There’s plenty to discover on the island, too, and across my adventure I constantly had two or three map markers that genuinely interested me – and my head was full of little nooks and crannies I hadn’t been able to reach, just waiting for the upgrade that would allow me to pilfer their rewards. It’s a full bodied game that I hadn’t expected when I first sat down with the title, but I was thrilled to be proven wrong on this occasion.
Yoku is also a fantastic looking game, with a beautiful, painterly 2D look that captures the tropical island in all its glory. There’s a depth to the visuals too, and a shifting, three dimensional perspective that belies the game’s otherwise flat look (without fully going for the 2.5D aesthetic) The denizens of the island are all interesting and quirky, and our little protagonist is brimming with life and personality through some simple yet effective animation.

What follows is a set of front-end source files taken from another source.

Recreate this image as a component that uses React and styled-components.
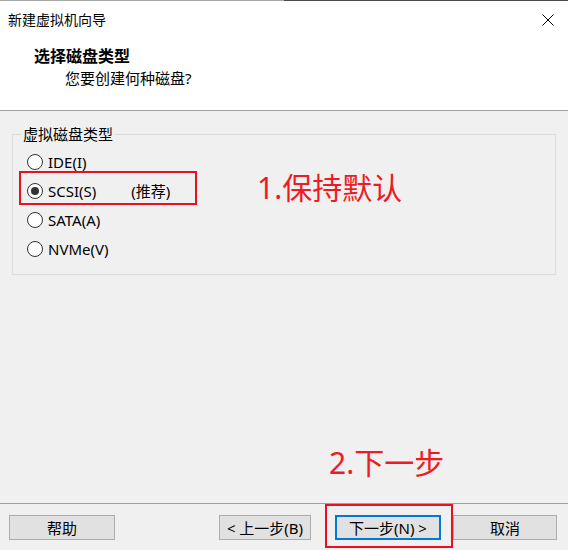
import React, { useState } from "react";
import styled, { createGlobalStyle } from "styled-components";

const GlobalStyle = createGlobalStyle`
  html, body {
    margin: 0;
    padding: 0;
    background: #f0f0f0;
  }
  body {
    font-family: "Segoe UI", "Noto Sans", "Microsoft YaHei", "Noto Sans CJK SC", sans-serif;
    color: #000;
  }
`;

const options = [
  { id: "ide", label: "IDE(I)" },
  { id: "scsi", label: "SCSI(S)", hint: "(推荐)" },
  { id: "sata", label: "SATA(A)" },
  { id: "nvme", label: "NVMe(V)" },
];

function App() {
  const [disk, setDisk] = useState("scsi");

  return (
    <Window>
      <GlobalStyle />
      <Header>
        <TitleBar>
          <span>新建虚拟机向导</span>
          <CloseButton aria-label="关闭">
            <svg width="12" height="12" viewBox="0 0 12 12">
              <path d="M0.5 0.5 L11.5 11.5 M11.5 0.5 L0.5 11.5" stroke="#000" strokeWidth="1" />
            </svg>
          </CloseButton>
        </TitleBar>
        <Heading>选择磁盘类型</Heading>
        <SubHeading>您要创建何种磁盘?</SubHeading>
      </Header>

      <Body>
        <GroupBox>
          <Legend>虚拟磁盘类型</Legend>
          {options.map((opt) => (
            <Row key={opt.id} onClick={() => setDisk(opt.id)}>
              <Radio checked={disk === opt.id} />
              <Label>{opt.label}</Label>
              {opt.hint && <Hint>{opt.hint}</Hint>}
              {opt.id === "scsi" && (
                <>
                  <Highlight />
                  <Note $left={230} $top={-6}>1.保持默认</Note>
                </>
              )}
            </Row>
          ))}
        </GroupBox>
      </Body>

      <Footer>
        <Button $width={106}>帮助</Button>
        <Spacer />
        <Button $width={92}>&lt; 上一步(B)</Button>
        <NextWrap>
          <Note $left={-6} $top={-70}>2.下一步</Note>
          <Highlight $footer />
          <Button $width={106} $primary>下一步(N) &gt;</Button>
        </NextWrap>
        <Button $width={104} style={{ marginLeft: 12 }}>取消</Button>
      </Footer>
    </Window>
  );
}

const Window = styled.div`
  width: 568px;
  height: 550px;
  display: flex;
  flex-direction: column;
  background: #f0f0f0;
  overflow: hidden;
`;

const Header = styled.div`
  height: 110px;
  background: linear-gradient(to right, #a8a8a8 50%, #4a4a4a 50%) top / 100% 1px no-repeat, #fff;
  border-bottom: 1px solid #a0a0a0;
`;

const TitleBar = styled.div`
  height: 38px;
  display: flex;
  align-items: center;
  justify-content: space-between;
  padding: 1px 14px 0 8px;
  box-sizing: border-box;
  font-size: 14px;
  line-height: 20px;
`;

const CloseButton = styled.div`
  width: 12px;
  height: 12px;
  display: flex;
`;

const Heading = styled.div`
  margin-top: 8px;
  padding-left: 34px;
  font-size: 16px;
  font-weight: bold;
  line-height: 20px;
`;

const SubHeading = styled.div`
  margin-top: 2px;
  padding-left: 65px;
  font-size: 15px;
  line-height: 20px;
`;

const Body = styled.div`
  flex: 1;
  padding-top: 13px;
`;

const GroupBox = styled.fieldset`
  margin: 0 12px;
  padding: 3px 0 11px 0;
  border: 1px solid #dcdcdc;
  min-width: 0;
`;

const Legend = styled.legend`
  margin-left: 8px;
  padding: 0 2px;
  font-size: 15px;
  line-height: 20px;
`;

const Row = styled.div`
  position: relative;
  height: 29px;
  margin-left: 14px;
  display: flex;
  align-items: center;
  font-size: 15px;
  line-height: 20px;
  cursor: default;
`;

const Radio = styled.span`
  position: relative;
  box-sizing: border-box;
  width: 16px;
  height: 16px;
  border: 1px solid #333;
  border-radius: 50%;
  background: #fff;
  flex-shrink: 0;
  &::after {
    content: "";
    position: absolute;
    left: 3px;
    top: 3px;
    width: 8px;
    height: 8px;
    border-radius: 50%;
    background: #333;
    display: ${(p) => (p.checked ? "block" : "none")};
  }
`;

const Label = styled.span`
  margin-left: 5px;
`;

const Hint = styled.span`
  margin-left: 35px;
`;

const Highlight = styled.div`
  position: absolute;
  box-sizing: border-box;
  border: 2px solid #e81123;
  left: ${(p) => (p.$footer ? "-10px" : "-8px")};
  top: ${(p) => (p.$footer ? "-11px" : "-5px")};
  width: ${(p) => (p.$footer ? "128px" : "178px")};
  height: ${(p) => (p.$footer ? "44px" : "34px")};
  pointer-events: none;
`;

const Note = styled.div`
  position: absolute;
  left: ${(p) => p.$left}px;
  top: ${(p) => p.$top}px;
  font-size: 30px;
  line-height: 36px;
  color: #ed1c24;
  white-space: nowrap;
`;

const Footer = styled.div`
  height: 47px;
  border-top: 1px solid #a0a0a0;
  display: flex;
  align-items: flex-start;
  padding: 11px 11px 0 9px;
  box-sizing: border-box;
`;

const Spacer = styled.div`
  flex: 1;
`;

const NextWrap = styled.div`
  position: relative;
  margin-left: 24px;
  display: flex;
`;

const Button = styled.button`
  width: ${(p) => p.$width}px;
  height: 25px;
  box-sizing: border-box;
  margin: 0;
  padding: 0;
  background: #e1e1e1;
  border: ${(p) => (p.$primary ? "2px solid #0078d7" : "1px solid #adadad")};
  font-family: inherit;
  font-size: 15px;
  line-height: 20px;
  color: #000;
  &:hover {
    background: #e5f1fb;
  }
`;

export default App;
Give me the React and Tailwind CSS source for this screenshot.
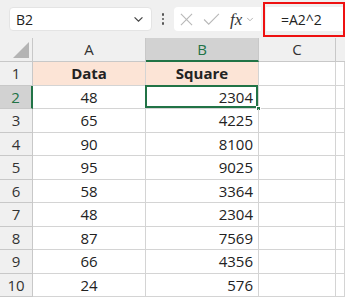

The music didn’t blow me away, but it cast a nice auditory breeze across the proceedings. That lightly-flavoured Hawaiian soundtrack probably isn’t going to win any awards – indeed it blends into the background all too often – but it was pleasant enough. Yoku’s only way of interacting with the world – a birthday themed toot – quickly becomes obnoxious, and I could have done with something slightly less grating, but other than that the sound department doesn’t put a foot wrong.
“Yoku’s Island Express” really surprised me with how far it was able to take its pinball stylings and twist a massive, constantly enjoyable adventure out of this one trick. For any fans of the genre I would say Yoku is an absolute must buy: It’s bursting with neat ideas that will bring a huge grin to your face and boasts a heck of a lot of heart. Don’t sleep on this one.